George Ivanovitch Gurdjieff (1877-1949) was born of a Greek father and an Armenian mother in Alexandropol in Russian Armenia, a region where Eastern and Western cultures mixed and often clashed. To his questions: Who am I? Why am I here? he found no answer either in religion or in science. He suspected knowledge may lay hidden behind some religious traditions and those strange myths and legends which he learned from his father, a traditional bard or 'ashokh'.

Inspiring like-minded companions, he set out to find in Central Asia and North Africa the answers he sought, learning many languages, and acquiring many practical and rascal skills to earn the money for his journeys.

Gurdjieff’s personal sex life appears from all accounts to be complex and sometimes contradictory, with varied expressions throughout his life. At times he was celibate, at other periods highly sexually charged. He fathered numerous children out of wedlock, including many with his own female disciples.

In 1912 he brought to Moscow an unknown teaching, a teaching that was not a religion, nor a philosophy, but a practical teaching to be lived. To follow the way he proposed, nothing is to be believed until verified by direct experience. It is a way in life, on which - gradually, for it cannot be done all at once - everything has to be questioned; one's beliefs, assumptions, attitudes, one's whole outlook on the life of man on this Earth.

Gurdjieff’s system is designed to point man toward a central and simple power of apprehension which Gurdjieff taught is merely latent within the human mind and which is the only power by which man can actually understand himself in relation to the universe.

Man is asleep, said Gurdjieff, he has no real consciousness. He is not free; he lives in only a small part of himself. He can become conscious and find his true place as a human being in the creation, but this requires a profound transformation, “a transforming search,” rather than “a search for transformation.”

A student after spending years in Gurdjieff work, self-remembering asked what personality defect he must still struggle with.

Just one thing - was the answer, and that is the problem with most of the people who are working with the Gurdjieff school: the problem is of too much seriousness... Because of too much seriousness you want to be attentive, alert, aware, self-remembering for twenty-four hours; that is against the rhythm of life. Life is very rhythmic and the rhythm is created by the opposites - life and death, attentiveness and inattentiveness. You cannot be attentive twenty-four hours because that too is losing the rhythm.
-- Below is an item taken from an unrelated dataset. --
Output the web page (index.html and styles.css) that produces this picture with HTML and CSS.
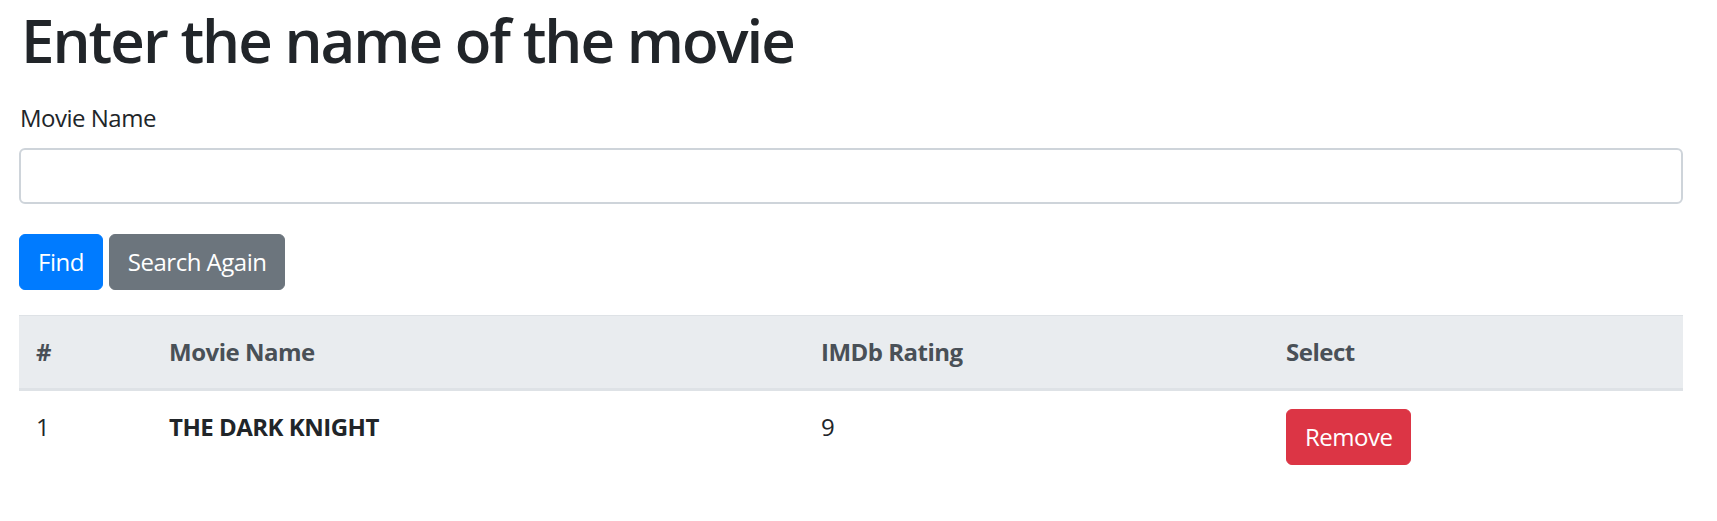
FILE: index.html
```html
<!DOCTYPE html>
<html lang="en">
<head>
<meta charset="utf-8">
<title>Movie Search</title>
<link rel="stylesheet" href="styles.css">
</head>
<body>
<div class="container">
  <h1 class="title">Enter the name of the movie</h1>
  <div class="form-group">
    <label class="label" for="movie">Movie Name</label>
    <input class="form-control" id="movie" type="text">
  </div>
  <div class="actions">
    <button class="btn btn-primary">Find</button>
    <button class="btn btn-secondary">Search Again</button>
  </div>
  <table class="table">
    <thead>
      <tr>
        <th class="col-num">#</th>
        <th class="col-name">Movie Name</th>
        <th class="col-rating">IMDb Rating</th>
        <th class="col-select">Select</th>
      </tr>
    </thead>
    <tbody>
      <tr>
        <td>1</td>
        <td class="movie-title">THE DARK KNIGHT</td>
        <td>9</td>
        <td><button class="btn btn-danger">Remove</button></td>
      </tr>
    </tbody>
  </table>
</div>
</body>
</html>
```

FILE: styles.css
```css
* { box-sizing: border-box; }

html, body {
  margin: 0;
  padding: 0;
  background: #fff;
}

body {
  font-family: "Open Sans", "Noto Sans", "Liberation Sans", sans-serif;
  font-size: 24px;
  line-height: 36px;
  letter-spacing: -0.5px;
  color: #212529;
}

.container {
  padding: 4px 34px 0 19px;
}

.title {
  margin: 0 0 24px 2px;
  font-size: 60px;
  line-height: 72px;
  font-weight: 600;
  letter-spacing: -2px;
  color: #212529;
}

.form-group {
  display: flex;
  flex-direction: column;
  gap: 12px;
}

.label {
  display: block;
  margin-left: 1px;
}

.form-control {
  display: block;
  width: 100%;
  height: 56px;
  padding: 9px 18px;
  font-family: inherit;
  font-size: 24px;
  color: #495057;
  background: #fff;
  border: 2px solid #ced4da;
  border-radius: 6px;
}

.actions {
  display: flex;
  gap: 6px;
  margin-top: 30px;
}

.btn {
  display: inline-block;
  height: 56px;
  padding: 0 18px;
  font-family: inherit;
  font-size: 24px;
  line-height: 36px;
  letter-spacing: -0.5px;
  color: #fff;
  border: 1.5px solid transparent;
  border-radius: 6px;
}

.btn-primary { background: #007bff; border-color: #007bff; }
.btn-secondary { background: #6c757d; border-color: #6c757d; }
.btn-danger { background: #dc3545; border-color: #dc3545; }

.table {
  width: 100%;
  margin-top: 25px;
  border-collapse: collapse;
  table-layout: fixed;
}

.table th,
.table td {
  padding: 18px 18px 18px 17px;
  text-align: left;
  vertical-align: top;
  border-top: 1.5px solid #dee2e6;
}

.table thead th {
  background: #e9ecef;
  color: #495057;
  font-weight: 700;
  border-bottom: 3px solid #dee2e6;
}

.col-num { width: 133px; }
.col-name { width: 652px; }
.col-rating { width: 465px; }

.movie-title { font-weight: 700; }
```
That′s what people are doing - being asleep for twenty-four hours. That is of course is bad, certainly bad, but to move to the other extreme and to make an effort to remain alert for twenty-four hours is again falling into the same trap - of a non-rhythmic life.

Gurdjieff himself was very playful but somehow he gathered very serious people around him and those serious people started interpreting his non-seriousness very seriously. So drop seriousness and start playing with self-remembering - ′playing′ is the word - just as one plays with a toy.

Conclusion? It is not about the other, it is not about Gurdjieff, it is about you, your feelings, your thoughts and your experiences.